Monday, September 26, 2005

Is Prolog Better Suited Than SQL?

I am currently reading a Prolog book "Artificial Intelligence Through Prolog", I have been doing a bit of Prolog when I was very young and wanted to refresh my memory a bit. It is a very interesting read, especially when I take the viewpoint of our current application where no ACID compliance is required.

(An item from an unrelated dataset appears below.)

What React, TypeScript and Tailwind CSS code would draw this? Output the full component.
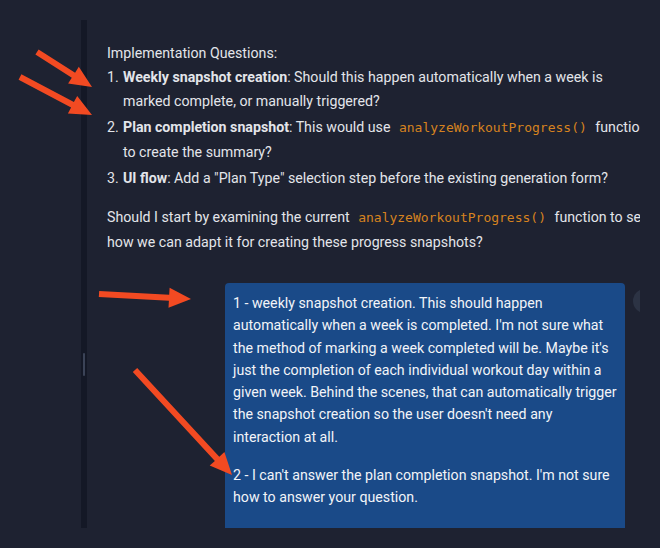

It seems to me that all the logic we coded to parametrize SQL queries and construct them dynamically could have been avoided if we had chosen Prolog as Prolog expressions would have been very natural to use in our project. With Prolog, there is no need to think about joins, type of joins, SQL syntax. It is at the level just higher. I wonder very much why Prolog did not become more mainstream as it seems to solve some problems in a much nicer, natural way.
Here is a short example to get reviews of things by user or by user and tags or ...:
  1. let's define some facts:
    • is_tag(tag1, user1, thing_id)
    • is_tag(tag2, user1, thing_id)
    • ...
    • review(user1, thing_id, description, extended, date)
    • ...
  2. review for user "user_x"
    • ?review(user_x, THING_ID, DESC, EXT, DATE)
  3. review for user "user_x" with tag "tag_y"
    • ?review(user_x, THING_ID, DESC, EXT, DATE), is_tag(tag_y, user_x, THING_ID)
We could imagine some better ways to lay out information. This is just a first draft.

Now of course, Prolog does not necessary makes sense for us because:
a) We already have it working in SQL
b) SQL is much more used and should therefore be more tunable, stable, etc.

Still the Prolog way of things is interesting and powerful. We could have written a code with a logic near Prolog instead of our custom code.